#### [Task requirements]
Give back every line exactly as it appears, pictures excluded.

-*-

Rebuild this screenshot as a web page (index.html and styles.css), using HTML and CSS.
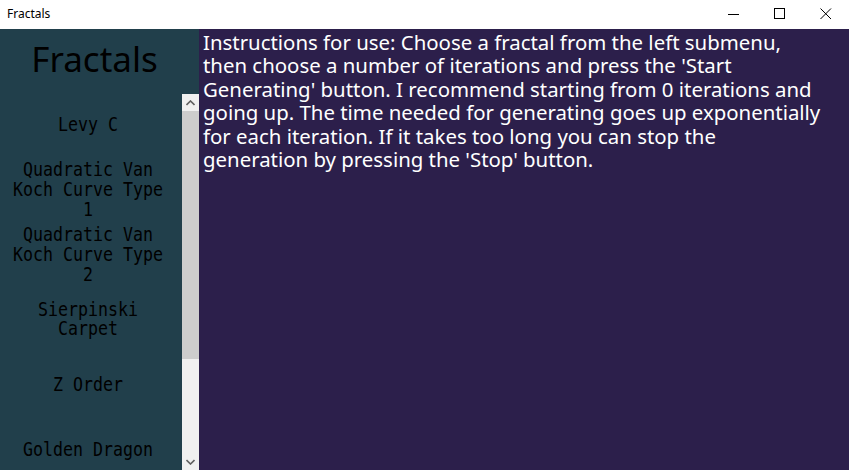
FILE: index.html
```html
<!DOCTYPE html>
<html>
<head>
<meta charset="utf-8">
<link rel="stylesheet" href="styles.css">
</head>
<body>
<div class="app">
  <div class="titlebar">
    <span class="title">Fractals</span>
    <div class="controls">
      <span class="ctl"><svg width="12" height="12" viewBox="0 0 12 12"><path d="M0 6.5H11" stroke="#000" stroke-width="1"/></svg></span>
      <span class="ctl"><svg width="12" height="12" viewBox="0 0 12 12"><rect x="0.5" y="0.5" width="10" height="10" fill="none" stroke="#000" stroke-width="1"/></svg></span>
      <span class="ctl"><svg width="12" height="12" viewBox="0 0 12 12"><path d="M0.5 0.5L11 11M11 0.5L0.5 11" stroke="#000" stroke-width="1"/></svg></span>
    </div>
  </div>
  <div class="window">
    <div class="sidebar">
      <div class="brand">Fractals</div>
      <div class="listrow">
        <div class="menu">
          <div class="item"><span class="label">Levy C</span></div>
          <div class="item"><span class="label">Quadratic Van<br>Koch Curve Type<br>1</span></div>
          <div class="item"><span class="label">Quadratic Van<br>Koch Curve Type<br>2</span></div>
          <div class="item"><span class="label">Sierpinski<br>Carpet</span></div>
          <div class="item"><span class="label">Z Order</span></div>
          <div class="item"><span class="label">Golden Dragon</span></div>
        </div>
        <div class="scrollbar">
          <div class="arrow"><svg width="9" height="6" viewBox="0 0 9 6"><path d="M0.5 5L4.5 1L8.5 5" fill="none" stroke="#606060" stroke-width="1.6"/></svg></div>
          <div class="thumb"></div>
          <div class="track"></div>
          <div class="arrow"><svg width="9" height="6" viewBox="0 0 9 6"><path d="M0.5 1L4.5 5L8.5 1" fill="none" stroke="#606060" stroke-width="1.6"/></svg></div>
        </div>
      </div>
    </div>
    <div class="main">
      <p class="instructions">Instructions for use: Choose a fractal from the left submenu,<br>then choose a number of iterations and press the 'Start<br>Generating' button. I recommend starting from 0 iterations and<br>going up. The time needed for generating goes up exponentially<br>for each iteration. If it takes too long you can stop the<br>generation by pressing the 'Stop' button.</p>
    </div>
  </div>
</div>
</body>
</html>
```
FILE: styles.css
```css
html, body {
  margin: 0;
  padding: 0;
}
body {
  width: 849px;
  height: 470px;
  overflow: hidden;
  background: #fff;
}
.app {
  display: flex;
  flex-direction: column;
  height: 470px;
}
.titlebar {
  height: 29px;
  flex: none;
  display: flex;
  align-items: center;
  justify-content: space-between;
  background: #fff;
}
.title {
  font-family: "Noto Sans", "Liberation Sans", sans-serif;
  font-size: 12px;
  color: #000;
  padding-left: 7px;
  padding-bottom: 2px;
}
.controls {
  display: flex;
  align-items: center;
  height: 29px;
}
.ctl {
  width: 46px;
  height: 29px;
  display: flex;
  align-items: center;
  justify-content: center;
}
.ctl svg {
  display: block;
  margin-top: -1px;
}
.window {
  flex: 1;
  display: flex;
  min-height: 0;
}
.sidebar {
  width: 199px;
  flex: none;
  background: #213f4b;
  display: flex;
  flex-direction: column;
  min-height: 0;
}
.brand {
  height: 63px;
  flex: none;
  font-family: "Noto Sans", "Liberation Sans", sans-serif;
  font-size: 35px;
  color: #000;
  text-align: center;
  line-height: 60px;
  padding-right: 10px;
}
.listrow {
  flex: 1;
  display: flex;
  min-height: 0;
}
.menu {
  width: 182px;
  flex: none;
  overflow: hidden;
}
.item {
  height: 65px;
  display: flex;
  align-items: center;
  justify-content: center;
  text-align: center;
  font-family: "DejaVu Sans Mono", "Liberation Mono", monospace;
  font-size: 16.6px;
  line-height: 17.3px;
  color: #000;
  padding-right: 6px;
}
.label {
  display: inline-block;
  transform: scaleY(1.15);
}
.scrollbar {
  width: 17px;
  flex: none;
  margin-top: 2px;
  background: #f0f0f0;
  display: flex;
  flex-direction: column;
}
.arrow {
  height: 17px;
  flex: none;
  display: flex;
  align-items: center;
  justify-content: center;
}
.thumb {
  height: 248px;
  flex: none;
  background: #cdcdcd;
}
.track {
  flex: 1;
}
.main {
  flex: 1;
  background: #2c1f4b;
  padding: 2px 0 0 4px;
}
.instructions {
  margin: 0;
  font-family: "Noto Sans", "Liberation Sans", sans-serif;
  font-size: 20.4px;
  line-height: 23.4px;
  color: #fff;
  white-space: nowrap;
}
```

-*-

#### [Worked answer]
Rebuild this screenshot as a web page (index.html and styles.css), using HTML and CSS.
FILE: index.html
```html
<!DOCTYPE html>
<html>
<head>
<meta charset="utf-8">
<link rel="stylesheet" href="styles.css">
</head>
<body>
<div class="app">
  <div class="titlebar">
    <span class="title">Fractals</span>
    <div class="controls">
      <span class="ctl"><svg width="12" height="12" viewBox="0 0 12 12"><path d="M0 6.5H11" stroke="#000" stroke-width="1"/></svg></span>
      <span class="ctl"><svg width="12" height="12" viewBox="0 0 12 12"><rect x="0.5" y="0.5" width="10" height="10" fill="none" stroke="#000" stroke-width="1"/></svg></span>
      <span class="ctl"><svg width="12" height="12" viewBox="0 0 12 12"><path d="M0.5 0.5L11 11M11 0.5L0.5 11" stroke="#000" stroke-width="1"/></svg></span>
    </div>
  </div>
  <div class="window">
    <div class="sidebar">
      <div class="brand">Fractals</div>
      <div class="listrow">
        <div class="menu">
          <div class="item"><span class="label">Levy C</span></div>
          <div class="item"><span class="label">Quadratic Van<br>Koch Curve Type<br>1</span></div>
          <div class="item"><span class="label">Quadratic Van<br>Koch Curve Type<br>2</span></div>
          <div class="item"><span class="label">Sierpinski<br>Carpet</span></div>
          <div class="item"><span class="label">Z Order</span></div>
          <div class="item"><span class="label">Golden Dragon</span></div>
        </div>
        <div class="scrollbar">
          <div class="arrow"><svg width="9" height="6" viewBox="0 0 9 6"><path d="M0.5 5L4.5 1L8.5 5" fill="none" stroke="#606060" stroke-width="1.6"/></svg></div>
          <div class="thumb"></div>
          <div class="track"></div>
          <div class="arrow"><svg width="9" height="6" viewBox="0 0 9 6"><path d="M0.5 1L4.5 5L8.5 1" fill="none" stroke="#606060" stroke-width="1.6"/></svg></div>
        </div>
      </div>
    </div>
    <div class="main">
      <p class="instructions">Instructions for use: Choose a fractal from the left submenu,<br>then choose a number of iterations and press the 'Start<br>Generating' button. I recommend starting from 0 iterations and<br>going up. The time needed for generating goes up exponentially<br>for each iteration. If it takes too long you can stop the<br>generation by pressing the 'Stop' button.</p>
    </div>
  </div>
</div>
</body>
</html>
```
FILE: styles.css
```css
html, body {
  margin: 0;
  padding: 0;
}
body {
  width: 849px;
  height: 470px;
  overflow: hidden;
  background: #fff;
}
.app {
  display: flex;
  flex-direction: column;
  height: 470px;
}
.titlebar {
  height: 29px;
  flex: none;
  display: flex;
  align-items: center;
  justify-content: space-between;
  background: #fff;
}
.title {
  font-family: "Noto Sans", "Liberation Sans", sans-serif;
  font-size: 12px;
  color: #000;
  padding-left: 7px;
  padding-bottom: 2px;
}
.controls {
  display: flex;
  align-items: center;
  height: 29px;
}
.ctl {
  width: 46px;
  height: 29px;
  display: flex;
  align-items: center;
  justify-content: center;
}
.ctl svg {
  display: block;
  margin-top: -1px;
}
.window {
  flex: 1;
  display: flex;
  min-height: 0;
}
.sidebar {
  width: 199px;
  flex: none;
  background: #213f4b;
  display: flex;
  flex-direction: column;
  min-height: 0;
}
.brand {
  height: 63px;
  flex: none;
  font-family: "Noto Sans", "Liberation Sans", sans-serif;
  font-size: 35px;
  color: #000;
  text-align: center;
  line-height: 60px;
  padding-right: 10px;
}
.listrow {
  flex: 1;
  display: flex;
  min-height: 0;
}
.menu {
  width: 182px;
  flex: none;
  overflow: hidden;
}
.item {
  height: 65px;
  display: flex;
  align-items: center;
  justify-content: center;
  text-align: center;
  font-family: "DejaVu Sans Mono", "Liberation Mono", monospace;
  font-size: 16.6px;
  line-height: 17.3px;
  color: #000;
  padding-right: 6px;
}
.label {
  display: inline-block;
  transform: scaleY(1.15);
}
.scrollbar {
  width: 17px;
  flex: none;
  margin-top: 2px;
  background: #f0f0f0;
  display: flex;
  flex-direction: column;
}
.arrow {
  height: 17px;
  flex: none;
  display: flex;
  align-items: center;
  justify-content: center;
}
.thumb {
  height: 248px;
  flex: none;
  background: #cdcdcd;
}
.track {
  flex: 1;
}
.main {
  flex: 1;
  background: #2c1f4b;
  padding: 2px 0 0 4px;
}
.instructions {
  margin: 0;
  font-family: "Noto Sans", "Liberation Sans", sans-serif;
  font-size: 20.4px;
  line-height: 23.4px;
  color: #fff;
  white-space: nowrap;
}
```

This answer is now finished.